At around 7:30 of this video (02.08 Tensor Properties III - Continuum Physics - Krishna Garikipati) the coefficients of the characteristic equation are given explicit values in terms of the trace and determinant of a tensor (and of the square of the tensor).
For a second order tensor $A$ of $\mathbb{R}^3$, the principal invariants $\RN{I}, \RN{II},$ and $\RN{III}$ are:
$$\begin{array}{rcl} \RN{I} &=& \tr [A ] \\ \RN{II}& = &\frac{1}{2} (\tr[A])^2 - \frac{1}{2}\tr[A^2] \\ \RN{III} & = & [A] \end{array} $$ which means that the characteristic polynomial of $A$ can be written as: $$\lambda^3 - \RN{I}\ \lambda^2 + \RN{II}\ \lambda - \RN{III}=0 $$
Question: I have never seen this formula before for the coefficients of the characteristic polynomial -- I thought it was always necessary to directly calculate the determinant of $(A-\lambda I)$.
How are these coefficients derived? Are they used often outside of continuum mechanics?
According to Wikipedia, this fact is apparently used frequently in fluid mechanics.
Any hints or advice would be helpful and appreciated.
A diagonalizable 3x3 matrix has three (possibly degenerate) eigenvalues, which are a nicer way to characterize the matrix than individual matrix elements because they don't change if we change the basis we use to represent the vector space the matrix acts on.
The three quantities in your question are other such "invariants" which don't depend on the particular coordinates we choose to label space - they basically just encode the eigenvalues in a different way. $$\mathrm{tr}[A] = \lambda_1 + \lambda_2 + \lambda_3,$$ $$ \mathrm{det}[A] = \lambda_1 \lambda_2 \lambda_3,$$ $$\mathrm{tr}[A^2] = \lambda_1^2 + \lambda_2^2 + \lambda_3^2.$$ These formulae may be readily obtained by diagonalizing the matrix in question.
Since we have three "independent-looking" combinations of the eigenvalues, it seems intuivitely reasonable that taken together they should uniquely specify the eigenvalues i.e. the characteristic polynomial.

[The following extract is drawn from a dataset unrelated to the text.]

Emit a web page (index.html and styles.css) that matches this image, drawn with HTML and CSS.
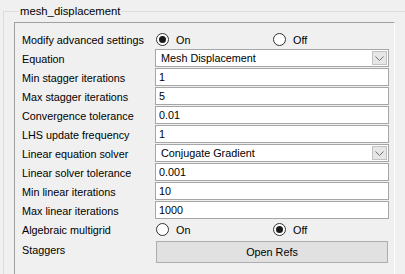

Specifically: $$(\lambda - \lambda_1 ) ( \lambda - \lambda_2 ) ( \lambda - \lambda_3) = 0$$ $$\lambda^3 - \left(\lambda_1 + \lambda_2 + \lambda_3 \right) \lambda ^2 + (\lambda_1 \lambda_2 + \lambda_1 \lambda_3 + \lambda_2 \lambda_3 ) \lambda -\lambda_1 \lambda_2 \lambda_3 = 0$$ $$\lambda^3 - \mathrm{tr}[A]\lambda ^2 + \frac{1}{2} \left( \mathrm{tr}[A^2] - \mathrm{tr}[A]^2 \right) \lambda - \mathrm{det}[A] = 0,$$ as claimed.